Un autre investissement de l’UL, qui a mieux réussi ces derniers mois est de participer aux luttes sur la ville : luttes pour le logement, pour la régularisation d’habitant·es sans-papiers de la ville, lutte contre les Jeux olympiques 2024 et la destruction de Jardins ouvriers, mobilisations contre la dégradation et la fermeture de services publics, lutte contre les violences policières et le racisme… C’est bien l’alliance de ces deux pans : faire de l’interprofessionnel et faire du « syndicalisme de ville » qui font le sens d’une UL à côté des syndicats professionnels. Car il s’agit bien d’augmenter la force des syndicats, et non de faire à la place « de ». Un débat agite ainsi l’UL sur le fait de suivre des luttes là où les syndicats professionnels n’effectuent pas le travail, que ce soit au niveau juridique ou au niveau revendicatif.
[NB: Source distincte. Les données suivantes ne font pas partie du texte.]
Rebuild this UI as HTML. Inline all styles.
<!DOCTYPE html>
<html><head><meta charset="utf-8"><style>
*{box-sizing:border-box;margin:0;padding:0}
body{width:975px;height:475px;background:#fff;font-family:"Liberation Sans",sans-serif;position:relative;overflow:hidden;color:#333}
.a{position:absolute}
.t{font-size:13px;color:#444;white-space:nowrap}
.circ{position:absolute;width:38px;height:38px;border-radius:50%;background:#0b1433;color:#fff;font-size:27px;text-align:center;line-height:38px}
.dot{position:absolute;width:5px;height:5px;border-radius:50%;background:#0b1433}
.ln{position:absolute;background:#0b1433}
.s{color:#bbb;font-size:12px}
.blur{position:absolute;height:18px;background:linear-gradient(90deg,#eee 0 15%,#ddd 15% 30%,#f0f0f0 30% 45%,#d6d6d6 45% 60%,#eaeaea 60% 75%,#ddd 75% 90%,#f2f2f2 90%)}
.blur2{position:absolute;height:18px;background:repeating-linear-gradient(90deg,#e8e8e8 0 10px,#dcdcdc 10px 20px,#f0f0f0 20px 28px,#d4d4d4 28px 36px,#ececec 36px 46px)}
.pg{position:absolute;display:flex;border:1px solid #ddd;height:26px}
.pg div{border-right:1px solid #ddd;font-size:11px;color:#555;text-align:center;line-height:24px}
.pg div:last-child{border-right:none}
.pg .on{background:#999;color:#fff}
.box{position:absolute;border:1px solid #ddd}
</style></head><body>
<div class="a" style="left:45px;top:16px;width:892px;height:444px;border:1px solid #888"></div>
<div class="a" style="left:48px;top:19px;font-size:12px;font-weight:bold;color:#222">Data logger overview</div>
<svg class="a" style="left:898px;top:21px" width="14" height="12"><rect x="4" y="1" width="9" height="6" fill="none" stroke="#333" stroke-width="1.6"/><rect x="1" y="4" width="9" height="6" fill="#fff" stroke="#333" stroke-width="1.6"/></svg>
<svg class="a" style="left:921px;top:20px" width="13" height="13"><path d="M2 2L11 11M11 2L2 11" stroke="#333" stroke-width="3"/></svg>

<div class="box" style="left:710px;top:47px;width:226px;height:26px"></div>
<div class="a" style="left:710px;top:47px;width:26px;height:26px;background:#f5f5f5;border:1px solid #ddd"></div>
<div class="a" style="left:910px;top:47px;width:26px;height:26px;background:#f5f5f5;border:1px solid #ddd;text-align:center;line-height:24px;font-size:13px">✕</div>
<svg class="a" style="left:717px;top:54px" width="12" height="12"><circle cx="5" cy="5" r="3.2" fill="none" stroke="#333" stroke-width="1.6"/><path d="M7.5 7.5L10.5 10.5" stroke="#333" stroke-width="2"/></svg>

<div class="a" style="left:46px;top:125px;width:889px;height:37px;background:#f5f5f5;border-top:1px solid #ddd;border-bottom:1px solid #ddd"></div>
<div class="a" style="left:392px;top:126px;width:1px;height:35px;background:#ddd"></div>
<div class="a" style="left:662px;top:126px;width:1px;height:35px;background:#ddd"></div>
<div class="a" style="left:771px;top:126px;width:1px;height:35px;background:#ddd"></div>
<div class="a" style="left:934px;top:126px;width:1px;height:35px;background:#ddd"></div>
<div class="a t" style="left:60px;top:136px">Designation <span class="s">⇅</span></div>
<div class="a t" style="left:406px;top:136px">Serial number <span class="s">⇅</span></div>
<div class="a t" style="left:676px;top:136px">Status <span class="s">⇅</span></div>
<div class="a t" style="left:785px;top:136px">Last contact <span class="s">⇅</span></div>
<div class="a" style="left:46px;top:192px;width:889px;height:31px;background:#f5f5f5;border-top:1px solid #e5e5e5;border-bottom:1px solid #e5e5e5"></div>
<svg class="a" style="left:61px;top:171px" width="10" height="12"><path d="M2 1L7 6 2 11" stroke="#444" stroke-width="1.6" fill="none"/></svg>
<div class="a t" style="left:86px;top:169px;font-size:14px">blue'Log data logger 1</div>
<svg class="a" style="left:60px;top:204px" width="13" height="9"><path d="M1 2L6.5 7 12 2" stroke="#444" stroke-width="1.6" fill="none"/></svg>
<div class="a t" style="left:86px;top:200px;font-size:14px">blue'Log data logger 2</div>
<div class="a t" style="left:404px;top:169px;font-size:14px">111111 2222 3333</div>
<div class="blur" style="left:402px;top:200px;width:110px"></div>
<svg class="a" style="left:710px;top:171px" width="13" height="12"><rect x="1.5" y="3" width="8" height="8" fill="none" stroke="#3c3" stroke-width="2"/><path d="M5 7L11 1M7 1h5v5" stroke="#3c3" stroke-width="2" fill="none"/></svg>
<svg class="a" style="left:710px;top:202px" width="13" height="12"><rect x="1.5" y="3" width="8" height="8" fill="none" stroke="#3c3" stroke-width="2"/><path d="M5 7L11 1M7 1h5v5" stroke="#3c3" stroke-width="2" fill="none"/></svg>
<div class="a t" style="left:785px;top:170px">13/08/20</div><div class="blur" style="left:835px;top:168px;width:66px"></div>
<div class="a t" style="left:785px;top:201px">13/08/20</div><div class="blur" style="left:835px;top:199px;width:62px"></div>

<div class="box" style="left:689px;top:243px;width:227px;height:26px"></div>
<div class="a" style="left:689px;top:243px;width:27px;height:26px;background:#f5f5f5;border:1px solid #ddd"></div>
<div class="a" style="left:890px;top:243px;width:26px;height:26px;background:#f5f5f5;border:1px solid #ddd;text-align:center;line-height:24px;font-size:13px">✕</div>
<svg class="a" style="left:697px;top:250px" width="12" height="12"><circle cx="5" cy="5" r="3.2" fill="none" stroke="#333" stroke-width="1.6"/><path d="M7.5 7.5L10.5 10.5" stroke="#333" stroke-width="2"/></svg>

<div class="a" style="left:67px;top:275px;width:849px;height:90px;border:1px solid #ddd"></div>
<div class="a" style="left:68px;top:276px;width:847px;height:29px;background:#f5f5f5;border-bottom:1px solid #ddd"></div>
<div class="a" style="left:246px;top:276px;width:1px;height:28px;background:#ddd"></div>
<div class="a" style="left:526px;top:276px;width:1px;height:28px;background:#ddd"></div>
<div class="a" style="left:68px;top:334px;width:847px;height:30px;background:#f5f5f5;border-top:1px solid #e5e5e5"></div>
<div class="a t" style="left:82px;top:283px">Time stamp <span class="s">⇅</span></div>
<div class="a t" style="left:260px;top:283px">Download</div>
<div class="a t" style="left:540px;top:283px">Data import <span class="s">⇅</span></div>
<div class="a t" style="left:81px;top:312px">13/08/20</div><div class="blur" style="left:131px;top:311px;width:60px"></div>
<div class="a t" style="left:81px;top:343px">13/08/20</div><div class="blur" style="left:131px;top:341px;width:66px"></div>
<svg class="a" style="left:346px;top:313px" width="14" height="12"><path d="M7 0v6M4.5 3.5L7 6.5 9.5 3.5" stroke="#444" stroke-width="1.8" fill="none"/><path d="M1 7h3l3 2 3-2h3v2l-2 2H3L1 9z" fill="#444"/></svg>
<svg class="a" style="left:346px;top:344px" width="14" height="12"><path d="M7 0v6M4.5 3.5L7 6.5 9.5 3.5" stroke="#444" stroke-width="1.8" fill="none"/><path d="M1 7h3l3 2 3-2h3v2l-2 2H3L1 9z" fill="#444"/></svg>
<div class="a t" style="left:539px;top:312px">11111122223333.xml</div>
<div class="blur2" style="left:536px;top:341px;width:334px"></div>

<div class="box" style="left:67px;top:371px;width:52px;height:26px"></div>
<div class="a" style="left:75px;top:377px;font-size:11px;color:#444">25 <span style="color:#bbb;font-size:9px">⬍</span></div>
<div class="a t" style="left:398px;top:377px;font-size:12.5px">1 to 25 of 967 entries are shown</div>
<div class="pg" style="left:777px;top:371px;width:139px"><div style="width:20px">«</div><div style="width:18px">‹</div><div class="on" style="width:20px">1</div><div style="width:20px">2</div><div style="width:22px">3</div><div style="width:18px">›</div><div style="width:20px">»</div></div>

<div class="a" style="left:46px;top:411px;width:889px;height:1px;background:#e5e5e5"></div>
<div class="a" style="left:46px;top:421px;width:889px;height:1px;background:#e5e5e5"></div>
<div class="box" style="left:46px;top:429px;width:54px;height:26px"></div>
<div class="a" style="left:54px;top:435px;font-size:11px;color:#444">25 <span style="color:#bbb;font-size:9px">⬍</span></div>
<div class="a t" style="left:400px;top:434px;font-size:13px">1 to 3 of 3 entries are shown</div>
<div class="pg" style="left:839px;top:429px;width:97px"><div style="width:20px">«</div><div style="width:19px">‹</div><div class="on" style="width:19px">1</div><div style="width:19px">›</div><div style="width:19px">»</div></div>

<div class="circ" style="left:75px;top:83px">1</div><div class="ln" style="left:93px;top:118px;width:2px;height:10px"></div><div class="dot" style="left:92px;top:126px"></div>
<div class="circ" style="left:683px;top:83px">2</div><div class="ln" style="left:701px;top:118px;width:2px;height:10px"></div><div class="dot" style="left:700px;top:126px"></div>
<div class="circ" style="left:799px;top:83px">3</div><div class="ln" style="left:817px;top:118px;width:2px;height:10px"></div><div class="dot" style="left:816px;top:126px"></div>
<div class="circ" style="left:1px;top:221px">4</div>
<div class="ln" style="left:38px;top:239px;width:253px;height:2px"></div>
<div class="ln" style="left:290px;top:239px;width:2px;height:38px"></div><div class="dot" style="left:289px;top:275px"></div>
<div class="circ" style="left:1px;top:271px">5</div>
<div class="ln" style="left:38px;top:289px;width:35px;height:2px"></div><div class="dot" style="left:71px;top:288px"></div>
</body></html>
Le risque étant double : parler à la place « de » mais aussi charger la barque jusqu’à couler. Quoiqu’il en soit, forte d’un local au sein de la Bourse du travail, d’un nouveau programme de cours, de nouvelles sections syndicales (SUD Culture, SUD Collectivités territoriales notamment) et d’un travail intersyndical (et même inter-orga), l’UL entend poursuivre son travail. Par ailleurs, le mouvement a permis de faire se rencontrer plus de militant·es côté Pantin et La Courneuve. Des idées émergent aussi sur ces deux villes.

Tisser du lien, tisser du lien… sans jamais s’arrêter.